“Illuminating . . . Handling strong emotions—shame, love, grief—without fuss, Maxwell gives the bald facts of life a poignant shimmer.”—Wall Street Journal
As a fiction editor at The New Yorker from 1936 to 1975, William Maxwell helped shaped several generations’ sense of the literary short story. At the same time, Maxwell himself was also an exceptional novelist, short story writer, essayist, children’s author, and memoirist.
Given unique, unfettered access to Maxwell’s private papers, Alec Wilkson—whose memoir My Mentor explores his twenty-five-year friendship with Maxwell—has gathered a stunning and revealing collection of some of Maxwell’s lesser-known and previously unpublished works of nonfiction and fiction.
The Writer as Illusionist includes biographical sketches; remembrances of fellow authors, such as the poet Louise Bogan and short story writer Maeve Brennan; a 1941 nonfiction piece about Bermuda that was the only piece of long reporting Maxwell ever published in The New Yorker; and Maxwell’s thoughts on the craft of writing, many of them made privately.
While Maxwell often said he never kept a journal because anything worth writing about was something a writer would remember, The Writer as Illusionist proves otherwise: included are many notes from his private journals, including some that became parts of his revered novels, such as The Folded Leaf.
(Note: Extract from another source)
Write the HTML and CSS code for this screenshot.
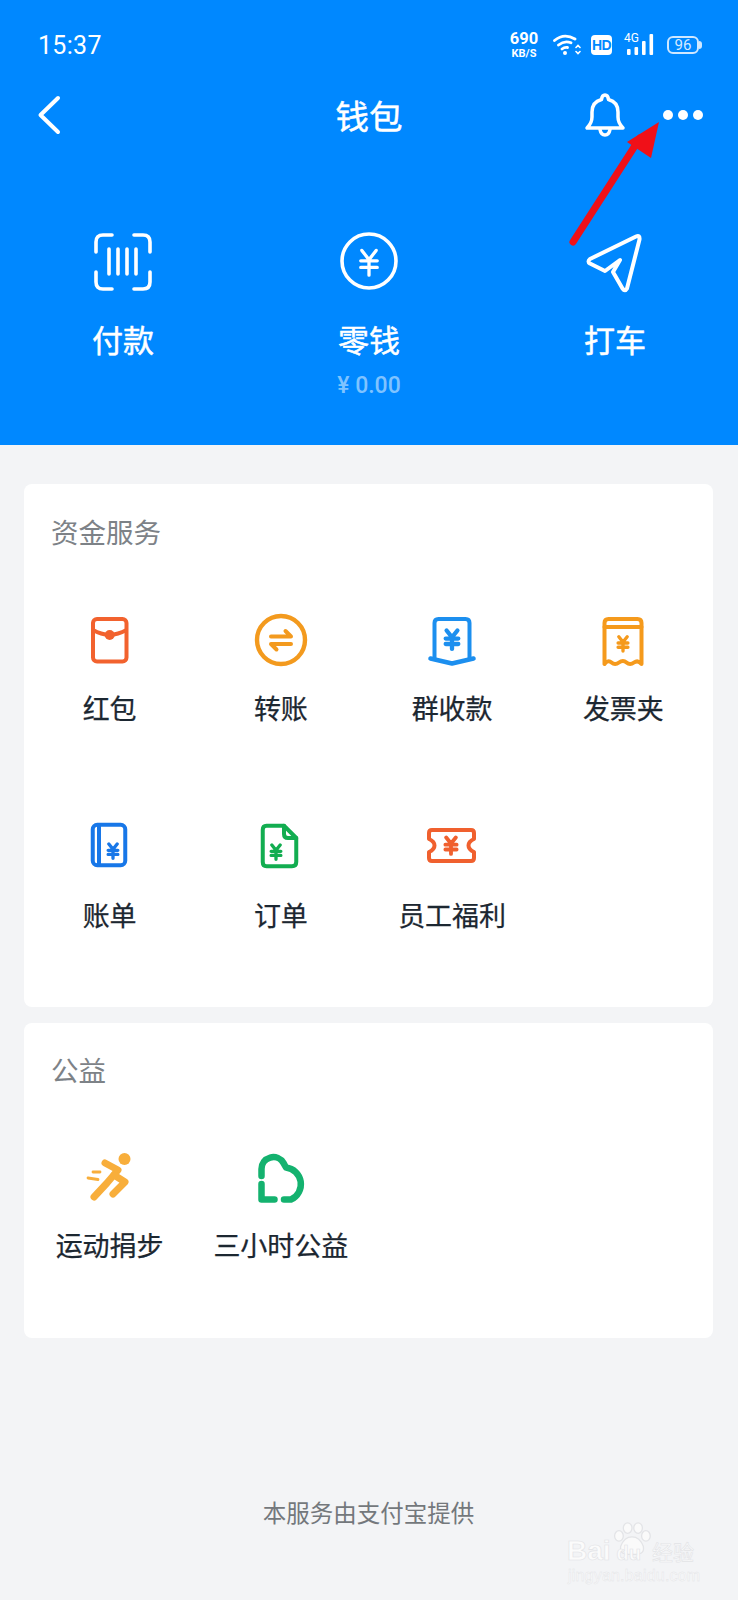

Re-reading Maxwell’s work leads Wilkinson to think “I am still often amazed—at the subtlety of the art, the depth of what he saw, at his capacity for dramatizing situations that require a rare hand and eye.”
Maxwell passed away in 2000 at the age of ninety-one. The Writer as Illusionist celebrates his legacy in American letters and is part of Godine’s Nonpareil series.